The heated discussion became public knowledge. Service or the lack of it became the issue. As Dunn wrote: “Country people as a general rule are slow to complain-will bear a great deal before making trouble—but once roused and put on their defence they will act as others do. They all would like that the thing be arranged quietly, without more to do.” The Reverend Dunn also wrote that “rather than that Mr. Oliver should be postmaster and distribute mail at his house [the people] would have their mail come to Langley and pay old Robbie Robertson a dollar a week to bring it up.”  

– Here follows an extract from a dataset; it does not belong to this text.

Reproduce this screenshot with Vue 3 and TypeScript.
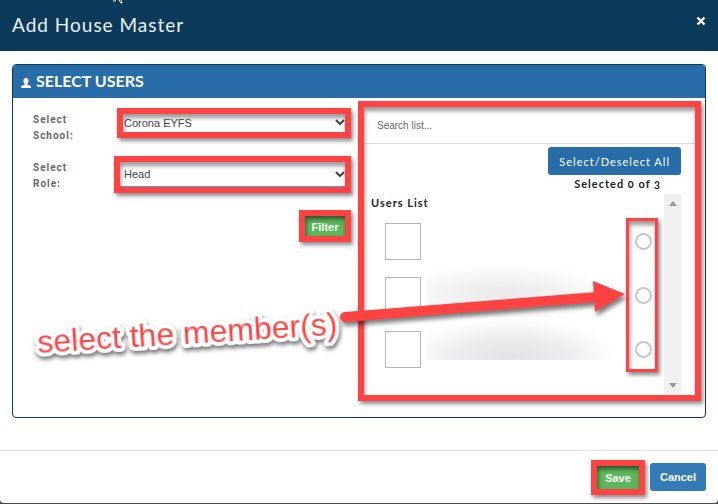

Shopkeeper George A. Smith was nominated postmaster on 1 May 1890.  
   
Campaign for an Anglican Church
In 1891 George and William Walden started campaigning for a church building. Their sister in England, as Arthur Watson told Daphne Sleigh in 1973, put up the money to build St. Paul’s. A contract price of $800 is mentioned. Noble Oliver, who owned 270 acres on both sides of 272nd Street at that time, donated an acre of land for the church. The offer of free land was probably by itself a good reason why St. Paul’s was built there and not closer to the river.  
It must have been with mixed feelings, but certainly also with pride that in the following year Mr. Oliver saw the new church going up on the land he donated. He may have envisioned this land away from the store, the contentious post office, and Reverend Dunn’s land as a new community core. Perhaps in time there would be a new store and even a post office close to St. Paul’s. But that did not happen.  
   
Move to the “Front”  
Thirty years later the congregation moved closer to the river, stores, the post office, and the station. The acreage once owned by the Reverend Dunn was now populated by many new residents and the Church of England people there wanted the church closer by. In 1921 a new house of worship, St. John the Evangelist, took St. Paul’s place.  
Miraculously the building of St. Paul’s has survived to the present day as a private home. You can see it on your right, when you drive up 272nd Street on your way to Whonnock Lake.